Hedgehogs, stoats and feral cats swarm across the landscape, robbing the nests of braided river birds and killing lizards and invertebrates. In the front country, rabbits chew through native vegetation, while tahr, hares, wallabies and deer browse the alpine slopes.
Weeds flourish in the disturbed riverbed channels, slowly smothering native plants and shading basking habitat for lizards and grasshoppers.
Pest animals and plants also threaten the high-country farm values of Te Manahuna/the Mackenzie Basin, with control of invasive species like wilding pines and rabbits incurring considerable costs each year.
Stoat photo Peter Young, Fight for the Wild
Aoraki Mount Cook National Park
Today, Aoraki Mt Cook is administered by the Department of Conservation. While the approx 70,000 ha national park was only officially gazetted in 1953, reserves to protect the area’s significant vegetation and landscape were established as early as 1887. The park includes New Zealand’s highest peak, Aoraki / Mt Cook (3754m), and longest glaciers.

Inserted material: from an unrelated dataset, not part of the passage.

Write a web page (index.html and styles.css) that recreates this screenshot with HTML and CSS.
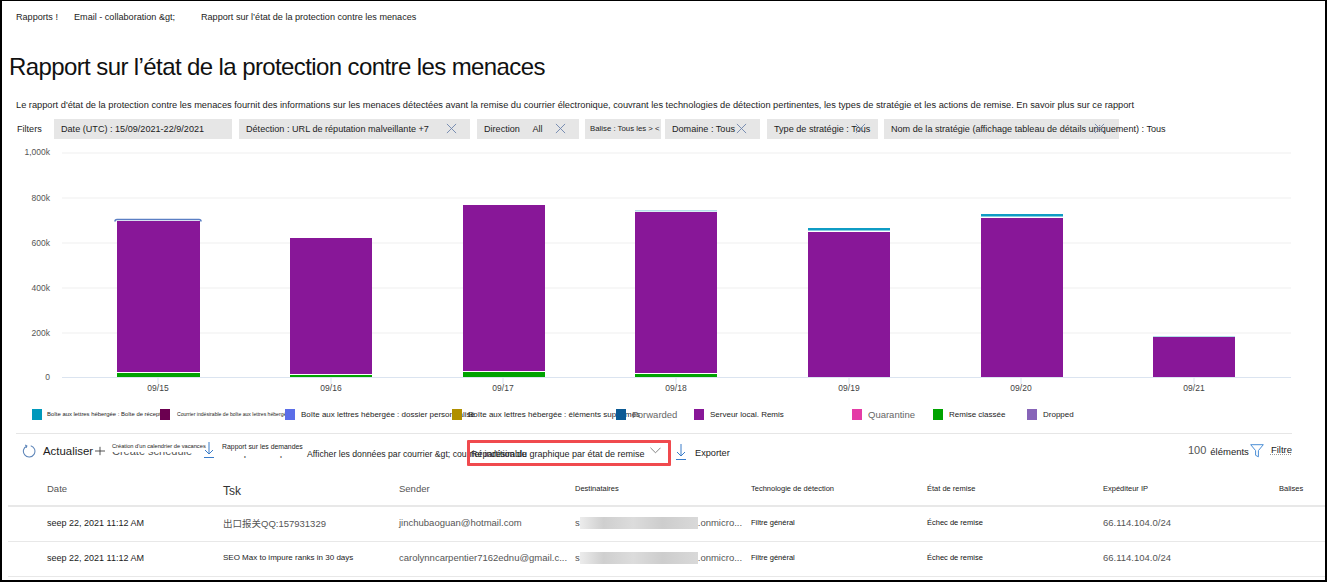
FILE: index.html
```html
<!DOCTYPE html>
<html lang="fr">
<head>
    <meta charset="UTF-8">
    <meta name="viewport" content="width=device-width, initial-scale=1.0">
    <title>Rapport sur l'état de la protection contre les menaces</title>
    <link rel="stylesheet" href="styles.css">
</head>
<body>
<div class="page">

    <div class="crumbs">
        <span class="crumb-a">Rapports !</span>
        <span class="crumb-b">Email - collaboration &amp;gt;</span>
        <span>Rapport sur l’état de la protection contre les menaces</span>
    </div>

    <h1 class="title">Rapport sur l’état de la protection contre les menaces</h1>

    <p class="intro">Le rapport d'état de la protection contre les menaces fournit des informations sur les menaces détectées avant la remise du courrier électronique, couvrant les technologies de détection pertinentes, les types de stratégie et les actions de remise. En savoir plus sur ce rapport</p>

    <div class="filters">
        <span class="filters-label">Filters</span>
        <div class="chip chip-date">Date (UTC) : 15/09/2021-22/9/2021</div>
        <div class="chip chip-detect">Détection : URL de réputation malveillante +7
            <svg class="x x-detect" viewBox="0 0 12 12"><path d="M1 1l10 10M11 1L1 11"/></svg></div>
        <div class="chip chip-dir">Direction <span class="dir-all">All</span>
            <svg class="x x-dir" viewBox="0 0 12 12"><path d="M1 1l10 10M11 1L1 11"/></svg></div>
        <div class="chip chip-tag">Balise : Tous les &gt; &lt;</div>
        <div class="chip chip-domain">Domaine : Tous
            <svg class="x x-domain" viewBox="0 0 12 12"><path d="M1 1l10 10M11 1L1 11"/></svg></div>
        <div class="chip chip-type">Type de stratégie : Tous
            <svg class="x x-type" viewBox="0 0 12 12"><path d="M1 1l10 10M11 1L1 11"/></svg></div>
        <div class="chip chip-name">Nom de la stratégie (affichage tableau de détails uniquement) : Tous
            <svg class="x x-name" viewBox="0 0 12 12"><path d="M1 1l10 10M11 1L1 11"/></svg></div>
    </div>

    <svg class="chart" viewBox="0 144 1327 254" width="1327" height="254">
        <g class="grid">
            <path d="M62 153H1291M62 198H1291M62 243H1291M62 288H1291M62 333H1291"/>
        </g>
        <path class="axis" d="M62 377.5H1291M158 378v6M331 378v6M503 378v6M676 378v6M849 378v6M1021 378v6M1194 378v6"/>

        <g class="ylabels">
            <text x="50" y="155">1,000k</text>
            <text x="50" y="201">800k</text>
            <text x="50" y="246">600k</text>
            <text x="50" y="291">400k</text>
            <text x="50" y="336">200k</text>
            <text x="50" y="380">0</text>
        </g>

        <!-- 09/15 -->
        <rect class="purple" x="117" y="221" width="83" height="151"/>
        <rect class="green" x="117" y="373" width="83" height="4"/>
        <path class="blue-cap" d="M115 221.5q0-2 2-2H199q2 0 2 2"/>
        <!-- 09/16 -->
        <rect class="purple" x="290" y="238" width="82" height="136"/>
        <rect class="green" x="290" y="375" width="82" height="2"/>
        <!-- 09/17 -->
        <rect class="purple" x="463" y="205" width="82" height="166"/>
        <rect class="green" x="463" y="372" width="82" height="5"/>
        <!-- 09/18 -->
        <rect class="pale" x="635" y="210" width="82" height="1.5"/>
        <rect class="purple" x="635" y="212" width="82" height="161"/>
        <rect class="green" x="635" y="374" width="82" height="3"/>
        <!-- 09/19 -->
        <rect class="teal" x="808" y="228" width="82" height="2.5"/>
        <rect class="purple" x="808" y="232" width="82" height="145"/>
        <!-- 09/20 -->
        <rect class="teal" x="981" y="214" width="82" height="2.5"/>
        <rect class="purple" x="981" y="218" width="82" height="159"/>
        <!-- 09/21 -->
        <rect class="pale" x="1153" y="336" width="82" height="1"/>
        <rect class="purple" x="1153" y="337" width="82" height="40"/>

        <g class="xlabels">
            <text x="158" y="391">09/15</text>
            <text x="331" y="391">09/16</text>
            <text x="503" y="391">09/17</text>
            <text x="676" y="391">09/18</text>
            <text x="849" y="391">09/19</text>
            <text x="1021" y="391">09/20</text>
            <text x="1194" y="391">09/21</text>
        </g>
    </svg>

    <div class="legend">
        <div class="leg"><i class="sw c1"></i><span class="tiny">Boîte aux lettres hébergée : Boîte de réception</span></div>
        <div class="leg"><i class="sw c2"></i><span class="tinier">Courrier indésirable de boîte aux lettres hébergée</span></div>
        <div class="leg"><i class="sw c3"></i><span class="mid">Boîte aux lettres hébergée : dossier personnalisé</span></div>
        <div class="leg"><i class="sw c4"></i><span class="mid">Boîte aux lettres hébergée : éléments supprimés</span></div>
        <div class="leg"><i class="sw c5"></i><span class="grey">Forwarded</span></div>
        <div class="leg"><i class="sw c6"></i><span class="mid">Serveur local. Remis</span></div>
        <div class="leg"><i class="sw c7"></i><span class="grey">Quarantine</span></div>
        <div class="leg"><i class="sw c8"></i><span class="mid">Remise classée</span></div>
        <div class="leg"><i class="sw c9"></i><span class="mid">Dropped</span></div>
    </div>

    <div class="toolbar">
        <div class="tool tool-refresh">
            <svg class="ico-refresh" viewBox="0 0 16 16"><path d="M5.5 2.2A6.6 6.6 0 1 0 10 1.9M3.6 1.2l2 1.1-.9 2.1"/></svg>
            <span>Actualiser</span>
        </div>
        <div class="tool tool-plus">
            <svg class="ico-plus" viewBox="0 0 12 12"><path d="M6 1v10M0 6h12"/></svg>
        </div>
        <div class="tool tool-sched">
            <span class="under">Create schedule</span>
            <span class="over">Création d'un calendrier de vacances</span>
        </div>
        <div class="tool tool-req">
            <svg class="ico-down" viewBox="0 0 10 16"><path d="M5 0v12M1 8l4 4 4-4M0 15.5h10"/></svg>
            <span class="under under-req">Request report</span>
            <span class="over over-req">Rapport sur les demandes</span>
        </div>
        <div class="tool tool-view">Afficher les données par courrier &amp;gt; courrier indésirable</div>
        <div class="breakdown">
            <span>Répartition du graphique par état de remise</span>
            <svg class="ico-chev" viewBox="0 0 12 7"><path d="M.5.5L6 6l5.5-5.5"/></svg>
        </div>
        <div class="tool tool-export">
            <svg class="ico-down" viewBox="0 0 10 16"><path d="M5 0v12M1 8l4 4 4-4M0 15.5h10"/></svg>
            <span>Exporter</span>
        </div>
        <div class="tool-right">
            <span class="count">100</span>
            <span class="count-label">éléments</span>
            <svg class="ico-funnel" viewBox="0 0 14 14"><path d="M.7.7h12.6L8.4 6.6v6.2l-2.8-1.5V6.6z"/></svg>
            <span class="filter-word">Filtre</span>
        </div>
    </div>

    <div class="table">
        <div class="row head">
            <div class="h-soft">Date</div>
            <div class="h-big">Tsk</div>
            <div class="h-soft">Sender</div>
            <div class="h-small">Destinataires</div>
            <div class="h-small">Technologie de détection</div>
            <div class="h-small">État de remise</div>
            <div class="h-small">Expéditeur IP</div>
            <div class="h-small">Balises</div>
        </div>
        <div class="row">
            <div>seep 22, 2021 11:12 AM</div>
            <div class="soft">出口报关QQ:157931329</div>
            <div class="soft">jinchubaoguan@hotmail.com</div>
            <div class="recip">s<span class="smudge"></span><span>.onmicro...</span></div>
            <div class="small">Filtre général</div>
            <div class="small">Échec de remise</div>
            <div class="soft">66.114.104.0/24</div>
            <div></div>
        </div>
        <div class="row">
            <div>seep 22, 2021 11:12 AM</div>
            <div class="subject">SEO Max to impure ranks in 30 days</div>
            <div class="soft">carolynncarpentier7162ednu@gmail.c...</div>
            <div class="recip">s<span class="smudge"></span><span>.onmicro...</span></div>
            <div class="small">Filtre général</div>
            <div class="small">Échec de remise</div>
            <div class="soft">66.114.104.0/24</div>
            <div></div>
        </div>
    </div>

</div>
</body>
</html>
```

FILE: styles.css
```css
body {
    margin: 0;
    background-color: #fff;
    font-family: "Liberation Sans", Arial, "Noto Sans CJK SC", sans-serif;
    color: #1c1c1c;
}

.page {
    box-sizing: border-box;
    width: 1327px;
    height: 582px;
    border: 1px solid #000;
    border-right-width: 2px;
    border-bottom-width: 2px;
    border-left-width: 2px;
    overflow: hidden;
}

/* breadcrumb */
.crumbs {
    display: flex;
    height: 32px;
    align-items: center;
    padding-left: 14px;
    font-size: 9.1px;
    white-space: nowrap;
}

.crumb-a { width: 58px; }
.crumb-b { width: 127px; }

.title {
    margin: 18px 0 0 7px;
    font-size: 24px;
    line-height: 32px;
    font-weight: normal;
    letter-spacing: -0.6px;
    color: #111;
}

.intro {
    margin: 15px 0 0 14px;
    font-size: 9.25px;
    line-height: 14px;
    white-space: nowrap;
}

/* filter chips */
.filters {
    display: flex;
    margin-top: 7px;
    height: 20px;
    font-size: 9.1px;
    line-height: 20px;
    white-space: nowrap;
}

.filters-label {
    width: 37px;
    padding-left: 15px;
}

.chip {
    position: relative;
    box-sizing: border-box;
    height: 20px;
    padding-left: 7px;
    background-color: #e6e6e6;
}

.chip-date { width: 178px; margin-right: 7px; }
.chip-detect { width: 231px; margin-right: 7px; }
.chip-dir { width: 102px; margin-right: 6px; }
.chip-tag { width: 76px; margin-right: 4px; font-size: 7.8px; padding-left: 5px; }
.chip-domain { width: 95px; margin-right: 7px; }
.chip-type { width: 111px; margin-right: 6px; }
.chip-name { width: 235px; }

.dir-all { margin-left: 10px; }

.x {
    position: absolute;
    top: 4px;
    width: 11px;
    height: 11px;
}

.x path {
    fill: none;
    stroke: #6f86ad;
    stroke-width: 1;
}

.x-detect { left: 207px; }
.x-dir { left: 78px; }
.x-domain { left: 71px; }
.x-type { left: 88px; }
.x-name { left: 210px; }

/* chart */
.chart {
    display: block;
    margin: 5px 0 0 -2px;
}

.grid path {
    fill: none;
    stroke: #efefef;
    stroke-width: 1;
}

.axis {
    fill: none;
    stroke: #dbe4f0;
    stroke-width: 1;
}

.ylabels text {
    font-size: 8.5px;
    fill: #555;
    text-anchor: end;
}

.xlabels text {
    font-size: 8.5px;
    fill: #444;
    text-anchor: middle;
}

.purple { fill: #881798; }
.green { fill: #00a300; }
.teal { fill: #0f9cc4; }
.pale { fill: #b5dfe9; }

.blue-cap {
    fill: none;
    stroke: #5b7fc4;
    stroke-width: 1.6;
}

/* legend */
.legend {
    display: grid;
    grid-template-columns: 128px 125px 167px 164px 78px 158px 81px 94px 100px;
    margin: 10px 0 0 30px;
    height: 12px;
    white-space: nowrap;
}

.leg {
    display: flex;
    align-items: center;
    height: 12px;
}

.sw {
    flex: none;
    width: 10px;
    height: 11px;
    margin-right: 6px;
}

.c1 { background-color: #0099bc; }
.c2 { background-color: #6b0050; }
.c3 { background-color: #5b6ee8; }
.c4 { background-color: #b08f00; }
.c5 { background-color: #0c5a94; }
.c6 { background-color: #881798; }
.c7 { background-color: #e43ba6; }
.c8 { background-color: #00a300; }
.c9 { background-color: #8764b8; }

.tiny { font-size: 5.9px; margin-left: -1px; }
.tinier { font-size: 5.1px; margin-left: 1px; }
.mid { font-size: 8px; }
.grey { font-size: 9.5px; color: #666; }

/* toolbar */
.toolbar {
    display: flex;
    height: 42px;
    margin: 13px 33px 0 14px;
    border-top: 1px solid #e6e6e6;
    white-space: nowrap;
    font-size: 10px;
}

.tool {
    position: relative;
    flex: none;
}

.tool-refresh {
    display: flex;
    width: 79px;
    padding-left: 6px;
    box-sizing: border-box;
    padding-top: 10px;
    font-size: 11.4px;
    line-height: 14px;
}

.ico-refresh {
    flex: none;
    width: 14px;
    height: 14px;
    margin-right: 7px;
}

.ico-refresh path {
    fill: none;
    stroke: #5c84b8;
    stroke-width: 1.2;
}

.tool-plus { width: 17px; padding-top: 12px; }

.ico-plus {
    display: block;
    width: 10px;
    height: 10px;
}

.ico-plus path {
    fill: none;
    stroke: #333;
    stroke-width: 1;
}

.tool-sched,
.tool-req { height: 40px; }

.tool-sched { width: 92px; }

.under {
    position: absolute;
    top: 11px;
    left: 0;
    font-size: 11px;
    color: #555;
}

.over {
    position: absolute;
    top: 8px;
    left: 0;
    height: 10px;
    line-height: 9px;
    font-size: 5.7px;
    background-color: #fff;
}

.tool-req { width: 103px; }

.tool-req .ico-down {
    position: absolute;
    top: 8px;
    left: 0;
}

.under-req { left: 22px; top: 12px; }
.over-req { left: 18px; font-size: 6.9px; height: 14px; width: 85px; }

.ico-down {
    flex: none;
    width: 10px;
    height: 16px;
}

.ico-down path {
    fill: none;
    stroke: #3a7cc9;
    stroke-width: 1;
}

.tool-view {
    width: 160px;
    padding-top: 13px;
    font-size: 8.7px;
    line-height: 14px;
}

.breakdown {
    position: relative;
    box-sizing: border-box;
    flex: none;
    width: 204px;
    height: 26px;
    margin-top: 6px;
    padding: 4px 0 0 1px;
    border: 3px solid #f04a4e;
    border-radius: 1px;
    font-size: 9px;
    line-height: 14px;
}

.ico-chev {
    position: absolute;
    top: 4px;
    right: 7px;
    width: 11px;
    height: 7px;
}

.ico-chev path {
    fill: none;
    stroke: #7a7a7a;
    stroke-width: 1;
}

.tool-export {
    display: flex;
    margin-left: 5px;
    padding-top: 10px;
    font-size: 9.2px;
}

.tool-export .ico-down { margin-right: 9px; }
.tool-export span { padding-top: 4px; }

.tool-right {
    display: flex;
    margin-left: auto;
    padding-top: 9px;
    height: 16px;
}

.count { font-size: 11px; color: #555; margin-right: 4px; line-height: 15px; }
.count-label { font-size: 9.5px; line-height: 18px; }

.ico-funnel {
    width: 14px;
    height: 14px;
    margin: 1px 7px 0 1px;
}

.ico-funnel path {
    fill: none;
    stroke: #4a8ed6;
    stroke-width: 1;
}

.filter-word {
    font-size: 9.5px;
    line-height: 14px;
    text-decoration: underline dotted #999;
}

/* table */
.table {
    margin-left: 6px;
    font-size: 9px;
}

.row {
    display: grid;
    grid-template-columns: repeat(8, 176px);
    box-sizing: border-box;
    height: 35px;
    padding: 0 0 3px 39px;
    align-items: center;
    border-bottom: 1px solid #e8e8e8;
    white-space: nowrap;
}

.row.head {
    height: 31px;
    padding-bottom: 5px;
    border-bottom-width: 2px;
}

.h-soft { color: #555; font-size: 9.5px; }
.h-big { color: #333; font-size: 12px; padding-top: 5px; }
.h-small { font-size: 7.5px; color: #222; }

.soft { color: #555; font-size: 9.5px; }
.small { font-size: 7.5px; color: #111; }
.subject { font-size: 8px; }

.recip {
    display: flex;
    align-items: center;
    color: #555;
    font-size: 9.5px;
}

.smudge {
    flex: none;
    width: 118px;
    height: 12px;
    background: linear-gradient(90deg, #ececec, #cfcfcf 20%, #dcdcdc 45%, #cdcdcd 70%, #d9d9d9);
}
```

Sharing a border along the Main Divide with Westland Tai Poutini National Park, it is part of Te Wāhipounamu – South West New Zealand World Heritage area, and internationally recognised as a UNESCO World Heritage site and one of the great natural areas of the world.
There is a long history of tourism in the area, with annual visitors peaking at 1 million in 2019.
The first Hermitage Hotel was built in 1884 at White Horse Hill (the site of the present campground). The original hotel was damaged by flooding from the Mueller Glacier, so a new Hermitage was built in 1912-13 at what we now know as Mount Cook village.
Many of the weed infestations the project is now controlling are garden escapees from some of these early sites.
To Ngāi Tahu, Aoraki represents the most sacred of ancestors. In 1998, a settlement between Ngāi Tahu and the Crown saw the official renaming of the mountain from Mount Cook to Aoraki Mount Cook, to ensure the importance and significance of the mountain’s Māori heritage was not lost.